El de bibliotecario puede ser un menester muy seductor. Casanova, que aseguró haber yacido con 122 mujeres, tuvo tiempo para escribir 43 obras entre novelas, poesía, memorias, cartas y libelos. Ya viejo y gastando unas ridículas medias de colores, Casanova se encerró en la biblioteca de Bohemia para alumbrar su mejor obra: su biografía.

Lewis Carroll frecuentaba tanto la biblioteca Christ Church de la Universidad de Oxford que se le pasaban las horas enfrascado en los libros y la escritura. Para despejar su mente le pidió a su tío Skeffington que le procurara una cámara fotográfica. Gracias a ese invento conoció a la niña que le proporcionó fama mundial: Alicia Lidell. Un día visitó la casa del decano para realizar una sesión fotográfica de la catedral. Y allí vio por primera vez a la hija pequeña de los Lidell, de cuatro años. Aparte de inspirar su celebérrima novela, la pequeña Alicia propició que el escritor descubriera su morbosa atracción por las impúberes.

Como templo del saber, la biblioteca fue un signo de poder. Benito Arias Montano (1527-1598) se lo pasó en grande recorriendo Europa en busca de tesoros bibliográficos para nutrir la que sería la mejor biblioteca del mundo, la de El Escorial, empeño de ese príncipe renacentista que fue Felipe II. Por la misión encomendada disfrutó de una licencia especial expedida por la Inquisición que le eximía de atenerse a los rigores del Index de libros prohibidos.
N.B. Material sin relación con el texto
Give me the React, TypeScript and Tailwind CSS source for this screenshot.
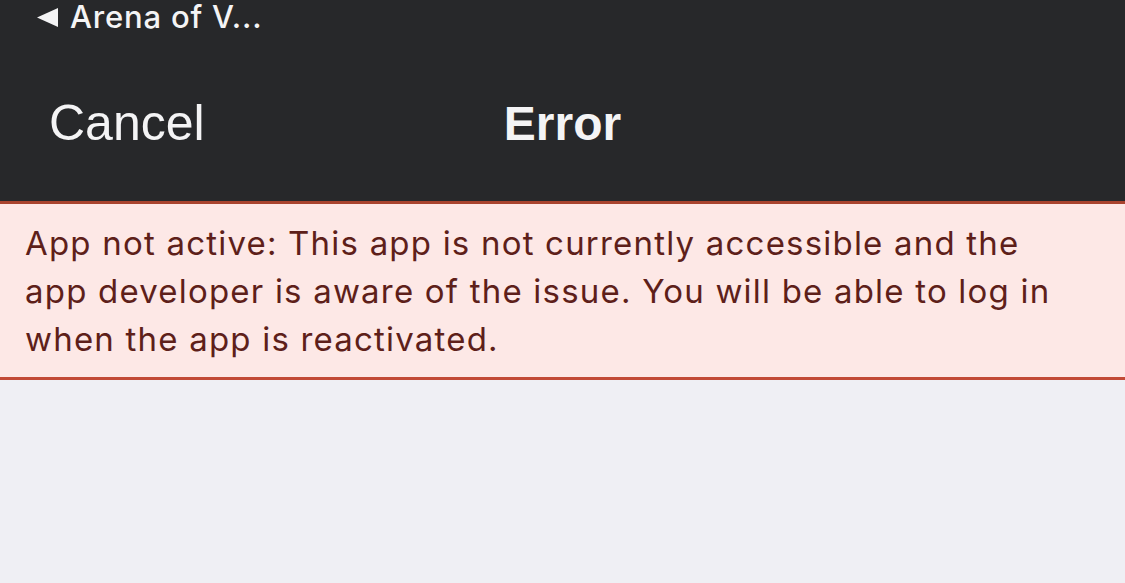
export default function App() {
  return (
    <div className="w-[1125px] h-[583px] flex flex-col bg-[#efeff4] overflow-hidden">
      <Header />
      <ErrorBanner />
      <div className="flex-1 bg-[#efeff4]"></div>
    </div>
  );
}

function Header() {
  return (
    <div className="bg-[#27282a] h-[201px] flex flex-col font-['Liberation_Sans',Arial,sans-serif] text-[#f4f4f5]">
      <div className="h-[46px] flex items-start pl-[37px]">
        <div className="flex items-center h-[33px] gap-[12px]">
          <svg width="21" height="19" viewBox="0 0 21 19" className="mt-[1px]">
            <polygon points="0,9.5 21,0 21,19" fill="#f4f4f5" />
          </svg>
          <span className="text-[31px] leading-[33px] tracking-[0.8px] font-['Inter',sans-serif] font-medium">Arena of V...</span>
        </div>
      </div>
      <div className="relative h-[155px] flex items-center justify-center">
        <span className="absolute left-[49px] text-[50px]">Cancel</span>
        <span className="text-[48px] font-bold">Error</span>
      </div>
    </div>
  );
}

function ErrorBanner() {
  return (
    <div className="border-t-[3px] border-t-[#a9432e] border-b-[3px] border-b-[#c24a36] bg-[#fde8e6] pl-[25px] pr-[40px] pt-[15px] pb-[14px]">
      <p className="font-['Inter',sans-serif] text-[33px] leading-[48px] tracking-[1.2px] text-[#5e1f1a]">
        App not active: This app is not currently accessible and the app developer is aware of the issue. You will be able to log in when the app is reactivated.
      </p>
    </div>
  );
}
Tanta fue la confianza que Felipe II depositó en Arias Montano que el monarca se avino a escuchar los consejos del bibliófilo sobre su política en Flandes. Arias Montano tuvo carta blanca para comprar lo que se le antojara. Su desgracia vino después, cuando el rey le encargó gestionar la biblioteca. Ese trabajo hubiera sido el sueño de cualquier diletante. "Pero no: Arias Montano era fundamentalmente un hombre de acción, y le gustaba pelearse con los vendedores, los pícaros, los monjes y los funcionarios para arrancar los libros por poco dinero, y le gustaba intrigar por los despachos de los poderosos para dar un toque personal a la política española en el extranjero, así como le gustaba reunirse con Plantino y sus secuaces para tratar temas como el género de un adjetivo o un pronombre y su correspondiente versión en cinco idiomas".
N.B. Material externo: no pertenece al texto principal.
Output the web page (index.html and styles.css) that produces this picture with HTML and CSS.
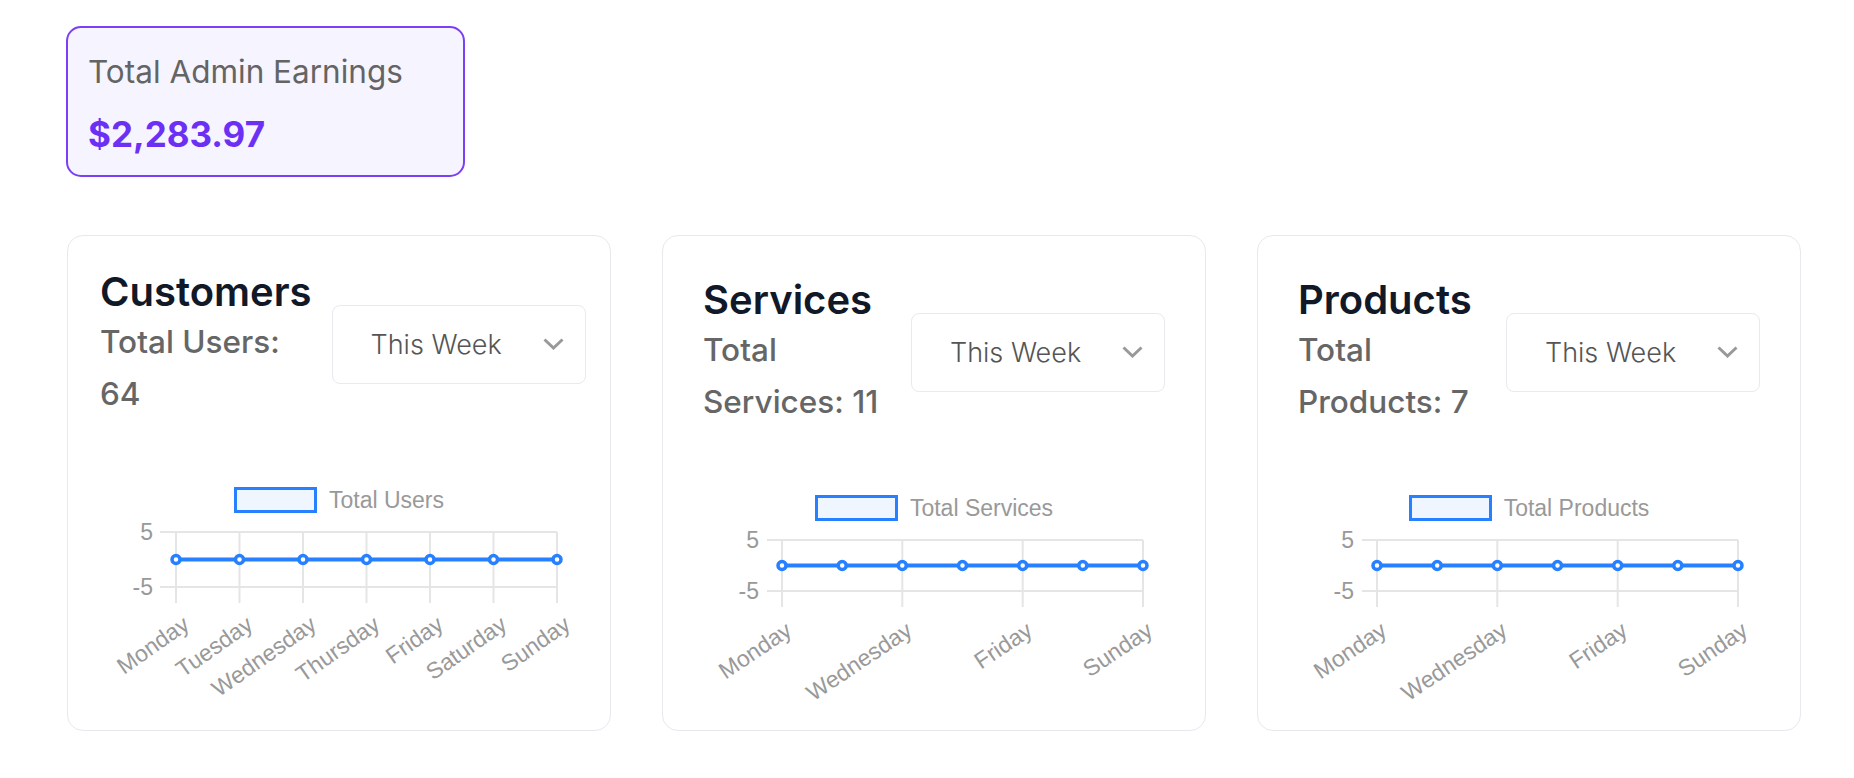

Una biblioteca es la mejor universidad. Para un guajiro como Reinaldo Arenas, criado en un ambiente iletrado y pueblerino, entrar a trabajar en la Biblioteca Nacional de Cuba fue providencial. Allí empezó a escribir, y allí descubrió a Joyce, Proust, Yeats. Hasta que los afanes censores de Fidel Castro se cebaron en los libros e hicieron desaparecer cualquier lectura que contraviniera la ortodoxia ideológica del régimen. Huelga decir que la homosexualidad era una desviación inadmisible. Arenas vio que tenía el camino señalado. Abandonó una entidad que un día le allanó el camino para acceder a libros prohibidos y que ahora se los vetaba.